Of course that’s what he thinks. But isn’t that the rub? Doesn’t the ‘Legislature as an institution’ exist to contribute something to the people of California, not the other way around?

And because the people of California clearly expressed themselves on this very issue only three months ago, why should millions of dollars be spent to hold another referendum just six months from now?

The defeat of Proposition 93 was the latest in a string of setbacks for career politicians like Nuñez and Senate President Pro Tem Don Perata (D-Oakland). Both pulled every string imaginable -- including the adoption of misleading ballot language and a highly questionable petition certification count -- to have the referendum placed before voters in the February election.
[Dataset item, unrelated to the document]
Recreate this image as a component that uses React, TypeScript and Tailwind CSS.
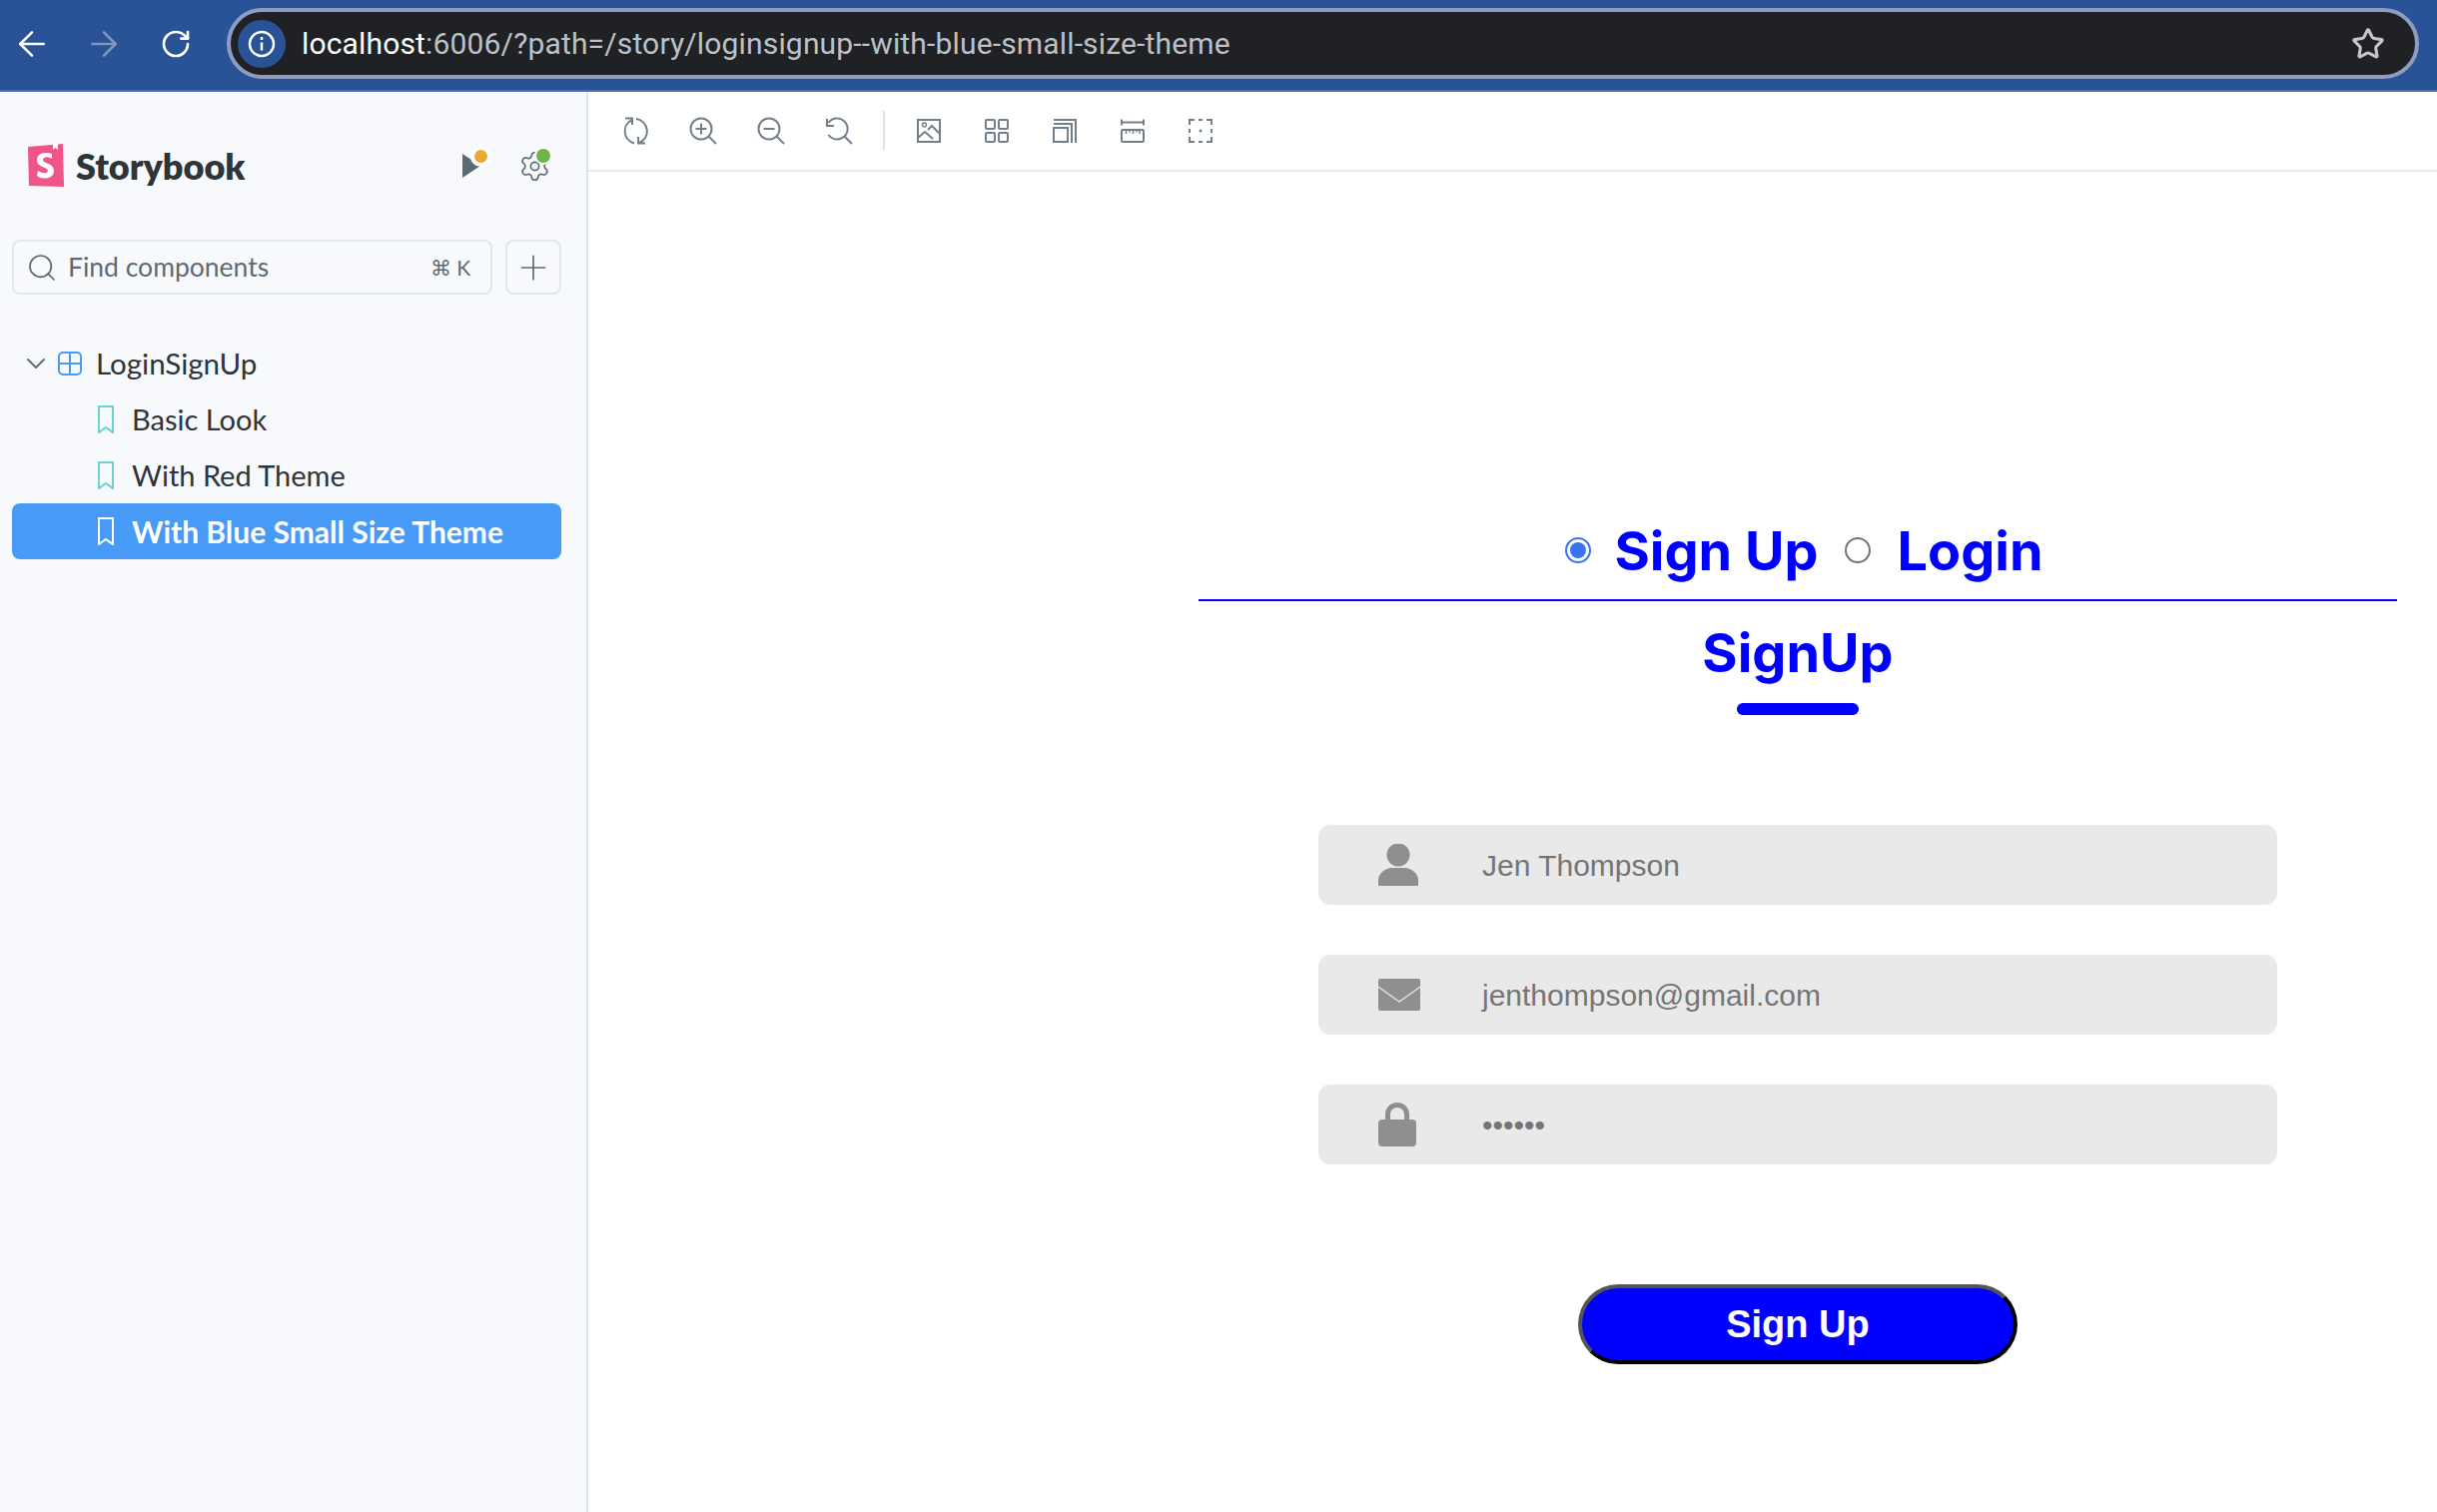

Like the Bates vs. Jones lawsuit in 1997 (which was brought by a California politician seeking to have the state’s term limits declared unconstitutional) or 2002’s Proposition 45 (which was spearheaded by then-Senate Democratic leader John Burton of San Francisco), major assaults on legislative term limits have originated in the Legislature. And each one has been turned back.

Nuñez and his allies spent $16 million on this latest campaign, enjoyed every electoral advantage imaginable and even negotiated a deal for the support of popular Gov. Arnold Schwarzenegger. And voters still saw through the scam.

Shocked at the defeat of Proposition 93, Nuñez lamented to reporters shortly after the election that the measure failed because he was unable to ‘work out a redistricting deal with my Republican colleagues.’ Not surprisingly, his latest plan seeks to remedy that perceived error.

What Nuñez still fails to grasp, however, is that his measure didn’t fall victim to one of the few insider deals he failed to make; it lost because the more voters learned about what he and his special interest friends were up to, the more suspicious they became.

As much as politicians like Nuñez, Perata and others might wish, California voters are not stupid.

Their support of legislative term limits withstood the perfect storm of money, momentum and political misdirection this February, sending a clear message to the politicians in Sacramento that even the most sophisticated effort to circumvent their will is destined to fail.

The lesson lost on Nuñez and so many of his colleagues is a simple one: It is past time for lawmakers to stop focusing on undoing term limits and start focusing on the jobs they were elected to do while they are in office.